Marketers may like steering the conversation around their brands, but Facebook and Twitter have upended that strategy. Now it seems Pinterest is putting the brand-driven approach away almost entirely.
Seventy percent of brand engagement on the social scrapbooking platform is driven by users—that is, users pinning brand content outside of brands’ own Pinterest accounts—versus only 30 percent generated by brands pinning something that users repin, comment on or otherwise interact with. So says a study by Digitas and visual analytics startup Curalate that analyzed nearly 10 million pins, repins, comments, likes and keywords across more than 120 automotive, electronics and fashion/retail brands.
Curalate co-founder and CEO Apu Gupta reasoned that Pinterest’s positioning around content discovery explains why brands might have a harder time igniting interest on the platform. “The whole model is centered around the idea of content coming into Pinterest from different places other than a brand,” he said. “It happens to be that content is largely about brands, but the way that content is originating and getting onto Pinterest is not happening by brands themselves. It’s happening by consumers.”
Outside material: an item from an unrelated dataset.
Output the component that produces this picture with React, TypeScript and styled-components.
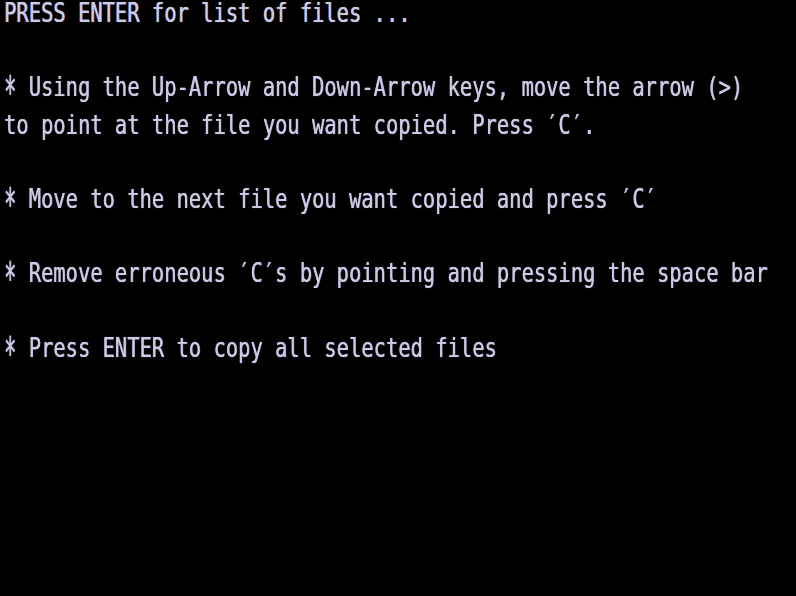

Brands shouldn’t get discouraged by the study, though, because it “says less about how brands in a category are engaging and more about the rabidness the [Pinterest] community has for those categories,” said Jordan Bitterman, svp and North America lead of the agency’s Social-Mobile-Local practice. To support the point, he cited fashion/retail brands that see 82 percent of their engagement come straight from the community. Meanwhile, auto brands saw 75 percent of their engagement from the community, and electronics brands saw a more even-keeled 53 percent engagement from the community. “It’s less about what brands are doing wrong than about how they can join those conversations,” he said.
Brands that want to join those conversations should create images that users will want to share. “A lot of images in auto are professional images that were created and distributed by brands,” Bitterman said. Gupta pointed to fashion brands as doing particularly well on Pinterest because “fashion brands have always understood storytelling in a way other brands haven’t.” That might explain why the fashion/retail brands examined averaged 46 repins for their every pin, whereas user-generated fashion/retail pins usually only notch 6 repins. On the other hand, auto brands typically see only three repins versus 10 repins for users’ auto-related pins, and electronics brands average five repins compared to their users’ 14 repins.
Digitas and Curalate also looked at the best day and time for brands in each vertical to pin—3 p.m. ET on Friday for fashion/retail, noon ET on Friday for auto and 10 p.m. ET on Monday for electronics—but both Bitterman and Gupta said it’s hard to decipher how marketers should view those findings. Bitterman inferred that Friday afternoons make sense for fashion/retail and autos because many people shop or take test drives over the weekend and begin planning those outings on Friday. “Electronics kind of stumps me,” he said before inferring that Pinterest users interested in electronics may be a relatively smaller population whose prime Web browsing time correlates with prime-time TV.